■ Dataset extract:
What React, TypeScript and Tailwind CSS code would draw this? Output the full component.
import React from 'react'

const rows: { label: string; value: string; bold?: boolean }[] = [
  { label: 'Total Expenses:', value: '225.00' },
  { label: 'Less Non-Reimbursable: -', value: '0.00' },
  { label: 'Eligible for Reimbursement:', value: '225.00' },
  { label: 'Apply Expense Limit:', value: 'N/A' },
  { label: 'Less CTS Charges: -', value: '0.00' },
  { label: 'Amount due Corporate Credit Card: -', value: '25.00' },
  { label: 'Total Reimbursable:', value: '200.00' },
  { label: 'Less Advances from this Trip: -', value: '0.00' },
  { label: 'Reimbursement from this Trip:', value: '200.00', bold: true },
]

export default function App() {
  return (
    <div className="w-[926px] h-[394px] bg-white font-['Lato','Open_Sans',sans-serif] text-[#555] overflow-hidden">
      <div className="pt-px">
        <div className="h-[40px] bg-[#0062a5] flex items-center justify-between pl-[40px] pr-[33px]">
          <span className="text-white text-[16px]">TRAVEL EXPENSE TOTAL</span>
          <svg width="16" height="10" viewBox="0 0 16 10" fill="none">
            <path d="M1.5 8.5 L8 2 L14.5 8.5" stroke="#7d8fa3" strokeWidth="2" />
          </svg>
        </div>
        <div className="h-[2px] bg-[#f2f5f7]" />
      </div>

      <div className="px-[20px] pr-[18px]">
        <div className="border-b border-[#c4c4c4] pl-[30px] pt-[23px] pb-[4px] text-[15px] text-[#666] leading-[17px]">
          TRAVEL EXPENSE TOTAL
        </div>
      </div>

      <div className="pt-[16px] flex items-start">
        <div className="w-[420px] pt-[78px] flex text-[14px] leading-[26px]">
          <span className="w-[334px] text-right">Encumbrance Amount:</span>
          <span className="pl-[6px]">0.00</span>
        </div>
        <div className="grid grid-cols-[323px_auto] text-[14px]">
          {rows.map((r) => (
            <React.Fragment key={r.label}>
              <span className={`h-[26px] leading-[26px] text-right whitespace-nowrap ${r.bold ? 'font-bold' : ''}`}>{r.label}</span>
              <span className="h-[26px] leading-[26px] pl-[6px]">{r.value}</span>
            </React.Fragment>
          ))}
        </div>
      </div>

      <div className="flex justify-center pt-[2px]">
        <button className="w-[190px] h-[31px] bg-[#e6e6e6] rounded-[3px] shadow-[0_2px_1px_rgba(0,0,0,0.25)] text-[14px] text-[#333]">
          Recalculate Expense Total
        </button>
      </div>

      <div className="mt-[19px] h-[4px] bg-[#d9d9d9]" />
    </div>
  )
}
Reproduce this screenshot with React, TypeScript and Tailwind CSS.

■ What is needed: Write the data back out verbatim.

■ Full solution:
What React, TypeScript and Tailwind CSS code would draw this? Output the full component.
import React from 'react'

const rows: { label: string; value: string; bold?: boolean }[] = [
  { label: 'Total Expenses:', value: '225.00' },
  { label: 'Less Non-Reimbursable: -', value: '0.00' },
  { label: 'Eligible for Reimbursement:', value: '225.00' },
  { label: 'Apply Expense Limit:', value: 'N/A' },
  { label: 'Less CTS Charges: -', value: '0.00' },
  { label: 'Amount due Corporate Credit Card: -', value: '25.00' },
  { label: 'Total Reimbursable:', value: '200.00' },
  { label: 'Less Advances from this Trip: -', value: '0.00' },
  { label: 'Reimbursement from this Trip:', value: '200.00', bold: true },
]

export default function App() {
  return (
    <div className="w-[926px] h-[394px] bg-white font-['Lato','Open_Sans',sans-serif] text-[#555] overflow-hidden">
      <div className="pt-px">
        <div className="h-[40px] bg-[#0062a5] flex items-center justify-between pl-[40px] pr-[33px]">
          <span className="text-white text-[16px]">TRAVEL EXPENSE TOTAL</span>
          <svg width="16" height="10" viewBox="0 0 16 10" fill="none">
            <path d="M1.5 8.5 L8 2 L14.5 8.5" stroke="#7d8fa3" strokeWidth="2" />
          </svg>
        </div>
        <div className="h-[2px] bg-[#f2f5f7]" />
      </div>

      <div className="px-[20px] pr-[18px]">
        <div className="border-b border-[#c4c4c4] pl-[30px] pt-[23px] pb-[4px] text-[15px] text-[#666] leading-[17px]">
          TRAVEL EXPENSE TOTAL
        </div>
      </div>

      <div className="pt-[16px] flex items-start">
        <div className="w-[420px] pt-[78px] flex text-[14px] leading-[26px]">
          <span className="w-[334px] text-right">Encumbrance Amount:</span>
          <span className="pl-[6px]">0.00</span>
        </div>
        <div className="grid grid-cols-[323px_auto] text-[14px]">
          {rows.map((r) => (
            <React.Fragment key={r.label}>
              <span className={`h-[26px] leading-[26px] text-right whitespace-nowrap ${r.bold ? 'font-bold' : ''}`}>{r.label}</span>
              <span className="h-[26px] leading-[26px] pl-[6px]">{r.value}</span>
            </React.Fragment>
          ))}
        </div>
      </div>

      <div className="flex justify-center pt-[2px]">
        <button className="w-[190px] h-[31px] bg-[#e6e6e6] rounded-[3px] shadow-[0_2px_1px_rgba(0,0,0,0.25)] text-[14px] text-[#333]">
          Recalculate Expense Total
        </button>
      </div>

      <div className="mt-[19px] h-[4px] bg-[#d9d9d9]" />
    </div>
  )
}
Reproduce this screenshot with React, TypeScript and Tailwind CSS.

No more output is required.